Uber's Big Breakthrough: San Francisco to San Jose in Just 15 Minutes

Uber is accelerating its plan to bring flying taxis to the public. At Tuesday's Uber Elevate conference in Los Angeles, the ride-hailing company announced new details for its electrically powered vertical takeoff and landing aircraft—otherwise known as eVTOL.

UberAir uses propellers mounted on wings for lift and a tail-mounted front-facing propeller to move forward. Despite the futuristic design, Uber Chief Product Officer Jeff Holden said there is "no magic or huge leap of science that needs to occur here.
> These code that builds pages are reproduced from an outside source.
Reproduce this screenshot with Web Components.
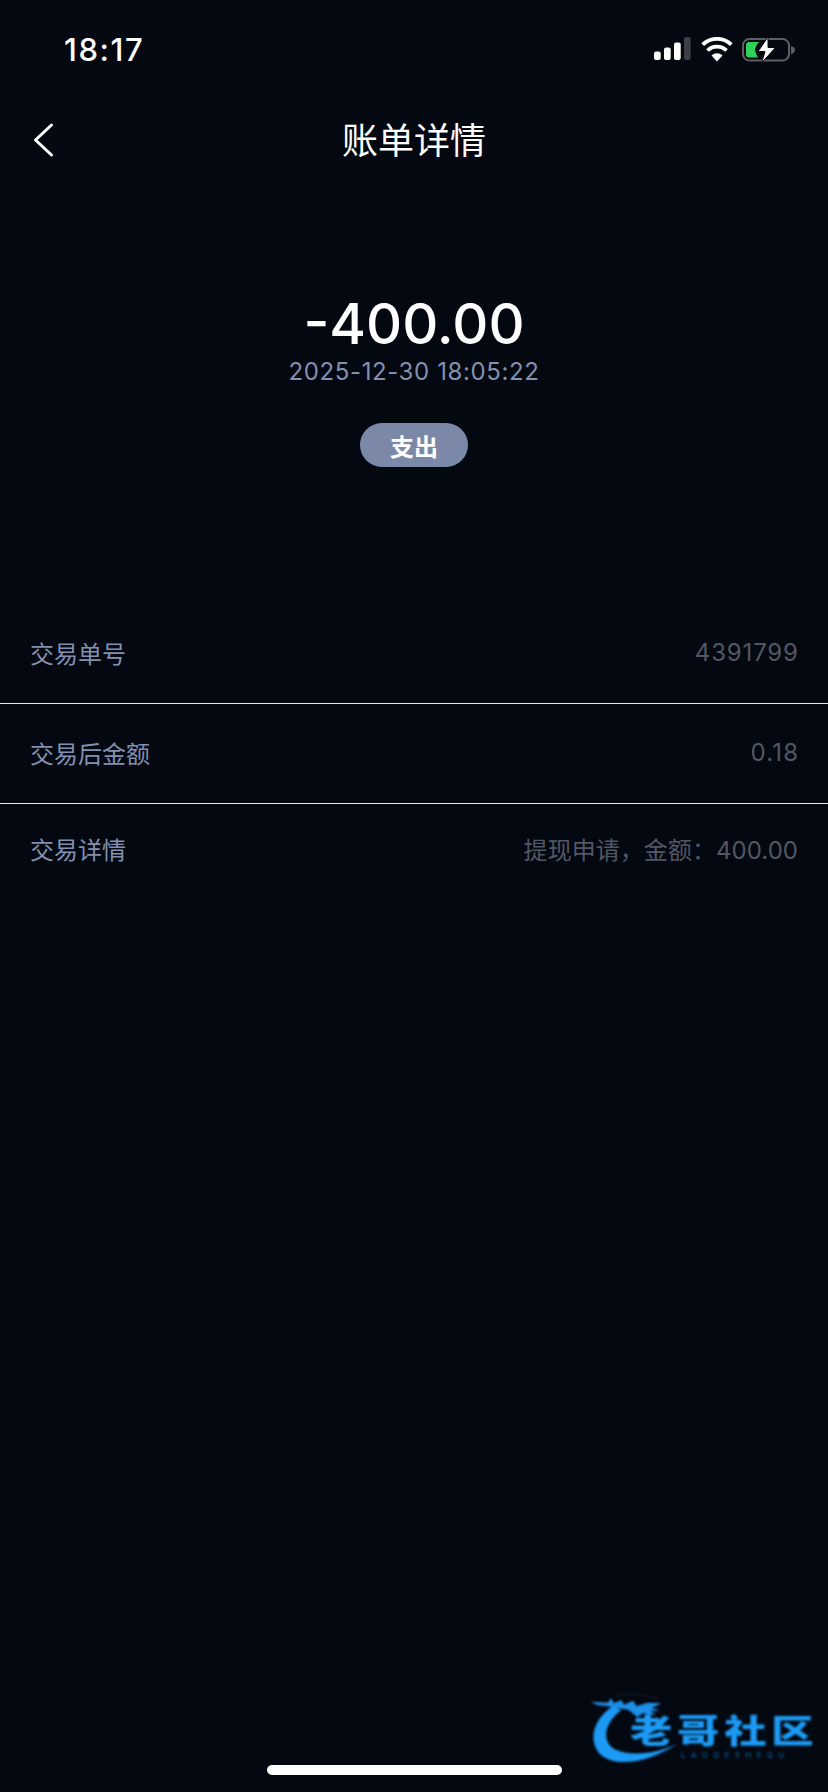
<!DOCTYPE html>
<html lang="zh">
<head>
<meta charset="utf-8">
<title>账单详情</title>
<style>
  html, body { margin: 0; padding: 0; background: #040810; }
  body { width: 828px; height: 1792px; overflow: hidden; position: relative; font-family: Inter, "Noto Sans CJK SC", sans-serif; }
  detail-list { margin-top: 134px; }
</style>
</head>
<body>
<status-bar time="18:17"></status-bar>
<nav-header>账单详情</nav-header>
<bill-summary amount="-400.00" date="2025-12-30 18:05:22" tag="支出"></bill-summary>
<detail-list>
  <detail-row label="交易单号" height="102" tracking="0.85">4391799</detail-row>
  <detail-row label="交易后金额" height="100" tracking="1.2" divider>0.18</detail-row>
  <detail-row label="交易详情" height="92" tracking="0.05" divider>提现申请，金额：400.00</detail-row>
</detail-list>
<site-logo></site-logo>
<home-indicator></home-indicator>

<script>
class StatusBar extends HTMLElement {
  constructor() {
    super();
    this.attachShadow({ mode: 'open' });
  }

  connectedCallback() {
    this.shadowRoot.innerHTML = `
      <style>
        :host { display: flex; height: 100px; padding: 0 32px 2px 64px; align-items: center; justify-content: space-between; box-sizing: border-box; color: #fff; }
        .time { font-size: 31px; font-weight: 500; letter-spacing: 1.6px; }
        .icons { display: flex; align-items: center; gap: 10px; }
        svg { display: block; }
      </style>
      <span class="time">${this.getAttribute('time')}</span>
      <div class="icons">
        <svg width="37" height="24" viewBox="0 0 37 24">
          <rect x="0" y="14.500" width="6.700" height="8.500" rx="2" fill="#fff"/>
          <rect x="10" y="10.500" width="6.700" height="12.500" rx="2" fill="#fff"/>
          <rect x="20" y="5.500" width="6.700" height="17.500" rx="2" fill="#fff"/>
          <rect x="30" y="0" width="6.700" height="23" rx="2" fill="#3c3f45"/>
        </svg>
        <svg width="32" height="25" viewBox="0 0 32 25">
          <path d="M16 24.500 l-5.500-6 a8 8 0 0 1 11 0 z" fill="#fff"/>
          <path d="M6.500 13.500 a13.500 13.500 0 0 1 19 0" fill="none" stroke="#fff" stroke-width="3.800"/>
          <path d="M1.700 7.600 a20.500 20.500 0 0 1 28.600 0" fill="none" stroke="#fff" stroke-width="3.800"/>
        </svg>
        <svg width="54" height="26" viewBox="0 0 54 26" style="margin:1px 0 0 -1px">
          <rect x="1" y="2" width="46" height="21.500" rx="6.500" fill="none" stroke="#5c5f64" stroke-width="2"/>
          <path d="M49 9 q4 1 4 4 t-4 4 z" fill="#5c5f64"/>
          <path d="M7 5 h10 q-3 3 -4 7 q0 3 3 8.500 h-9 q-3 0 -3 -3 v-9.500 q0 -3 3 -3 z" fill="#30d158"/>
          <path d="M26 0 L16 14.500 h7 L19.500 26 L33.500 10.500 h-7.500 z" fill="#fff" stroke="#040810" stroke-width="1"/>
        </svg>
      </div>
    `;
  }
}

class NavHeader extends HTMLElement {
  constructor() {
    super();
    this.attachShadow({ mode: 'open' });
    this.shadowRoot.innerHTML = `
      <style>
        :host { display: flex; height: 80px; box-sizing: border-box; padding-bottom: 4px; align-items: center; justify-content: center; position: relative; color: #fff; font-size: 36px; font-family: "Noto Sans CJK SC", sans-serif; font-weight: 400; }
        svg { position: absolute; left: 32px; top: 22px; }
      </style>
      <svg width="24" height="36" viewBox="0 0 24 36"><path d="M19.500 3 L3.500 18 L19.500 33" fill="none" stroke="#fff" stroke-width="3" stroke-linecap="round" stroke-linejoin="round"/></svg>
      <slot></slot>
    `;
  }
}

class BillSummary extends HTMLElement {
  constructor() {
    super();
    this.attachShadow({ mode: 'open' });
  }

  connectedCallback() {
    this.shadowRoot.innerHTML = `
      <style>
        :host { display: flex; flex-direction: column; align-items: center; padding-top: 111px; color: #fff; }
        .amount { font-size: 56px; line-height: 66px; font-weight: 450; }
        .date { font-size: 24px; line-height: 30px; color: #8390b0; letter-spacing: 0.6px; }
        .tag { margin-top: 36px; width: 108px; height: 44px; border-radius: 22px; background: #7b88a8; display: flex; align-items: center; justify-content: center; font: 700 24px "Noto Sans CJK SC", sans-serif; }
      </style>
      <div class="amount">${this.getAttribute('amount')}</div>
      <div class="date">${this.getAttribute('date')}</div>
      <div class="tag">${this.getAttribute('tag')}</div>
    `;
  }
}

class DetailList extends HTMLElement {
  constructor() {
    super();
    this.attachShadow({ mode: 'open' });
    this.shadowRoot.innerHTML = `
      <style>:host { display: flex; flex-direction: column; }</style>
      <slot></slot>
    `;
  }
}

class DetailRow extends HTMLElement {
  constructor() {
    super();
    this.attachShadow({ mode: 'open' });
  }

  connectedCallback() {
    const h = this.getAttribute('height');
    const tracking = this.getAttribute('tracking') || 0;
    this.shadowRoot.innerHTML = `
      <style>
        :host { display: flex; height: ${h}px; padding: 0 30px; box-sizing: border-box; align-items: center; justify-content: space-between; font: 24px Inter, "Noto Sans CJK SC", sans-serif; }
        :host([divider]) { border-top: 1px solid #e6e6e6; padding-bottom: 2px; }
        .label { color: #8390b0; font-family: "Noto Sans CJK SC", sans-serif; }
        .value { color: #525766; letter-spacing: ${tracking}px; margin-right: -${tracking}px; }
      </style>
      <span class="label">${this.getAttribute('label')}</span>
      <span class="value"><slot></slot></span>
    `;
  }
}

class SiteLogo extends HTMLElement {
  constructor() {
    super();
    this.attachShadow({ mode: 'open' });
    this.shadowRoot.innerHTML = `
      <style>
        :host { display: block; position: absolute; left: 578px; top: 1680px; width: 250px; height: 112px; filter: blur(0.8px); }
        svg { position: absolute; left: 0; top: 0; }
        .name { position: absolute; left: 52px; top: 36px; font: 900 33px/32px "Liberation Sans", "Noto Sans CJK SC", sans-serif; color: #1c9af5; white-space: nowrap; letter-spacing: 3.800px; transform: scaleX(1.28); transform-origin: left center; }
        .sub { position: absolute; left: 103px; top: 71px; font: 500 8px/9px Inter, sans-serif; color: #0f5a96; letter-spacing: 5.400px; white-space: nowrap; }
      </style>
      <svg width="250" height="112" viewBox="0 0 750 336">
        <path d="M115 45 C160 38 210 45 240 58" fill="none" stroke="#10263c" stroke-width="3"/>
        <polygon points="38,65 88,68 100,55 108,70 130,60 138,74 165,62 176,78 210,68 250,70 222,84 245,92 218,94 235,106 195,100 178,112 152,90 120,84 85,78 60,76" fill="#1c8fe6"/>
        <path d="M105 78 C55 110 28 170 60 215 C95 262 200 258 300 190 C240 222 150 232 105 205 C72 180 78 130 130 90 Z" fill="#1c9af5"/>
      </svg>
      <div class="name">老哥社区</div>
      <div class="sub">LAOGESHEQU</div>
    `;
  }
}

class HomeIndicator extends HTMLElement {
  constructor() {
    super();
    this.attachShadow({ mode: 'open' });
    this.shadowRoot.innerHTML = `
      <style>
        :host { display: block; position: absolute; left: 267px; top: 1765px; width: 295px; height: 10px; border-radius: 5px; background: #fff; }
      </style>
    `;
  }
}

customElements.define('status-bar', StatusBar);
customElements.define('nav-header', NavHeader);
customElements.define('bill-summary', BillSummary);
customElements.define('detail-list', DetailList);
customElements.define('detail-row', DetailRow);
customElements.define('site-logo', SiteLogo);
customElements.define('home-indicator', HomeIndicator);
</script>
</body>
</html>
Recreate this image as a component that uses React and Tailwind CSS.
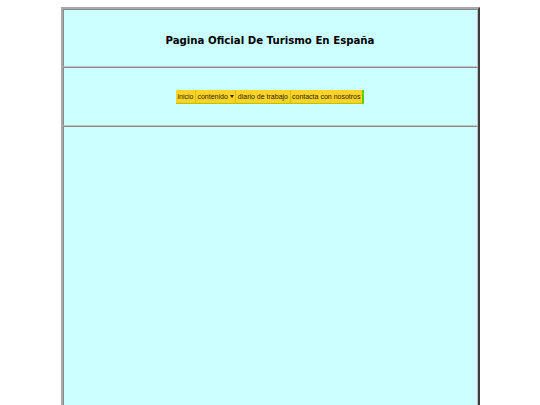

There's amazing headroom to improve on urban mobility."

Helicopters have been ruled out because they are too noisy and have high emissions.

UBER_ECRM003
The newest model Uber eVOLT was revealed at the Uber Elevate Conference in Los Angeles on Tuesday. Uber

In the company's Elevate white paper, Uber reveals that a trip from the marina in San Francisco to downtown San Jose would take just 15 minutes in the eVTOL. The same trip on the train will take you more than two hours (and an hour and 40 minutes via an UberX vehicle).

Uber says the cost will be reasonable in the long term. While initially the price for that trip will be around $129, Uber hopes it will eventually drop to just $20. The trip in an UberX costs $111.

The aircraft will fly somewhere between 1,000 and 2,000 feet above the ground (a traditional commercial plane flies at 35,000 feet) and travel at around 200 miles per hour. The battery in the eVTOL lasts for 60 miles and can fully recharge in just five minutes.

"Every day, millions of hours are wasted on the road worldwide," the white paper reads. "Last year, the average San Francisco resident spent 230 hours commuting between work and home—that's half a million hours of productivity lost every single day."

In 2020, Uber plans to run eVTOL demonstrations in Dallas, Los Angeles and the United Arab Emirates' Dubai to help research the infrastructure implications. If everything goes according to plan, commuting to work via the sky will commence in 2023.

According to USA Today, Uber is working with the Army and NASA to study air traffic control problems associated with low-flying aircraft.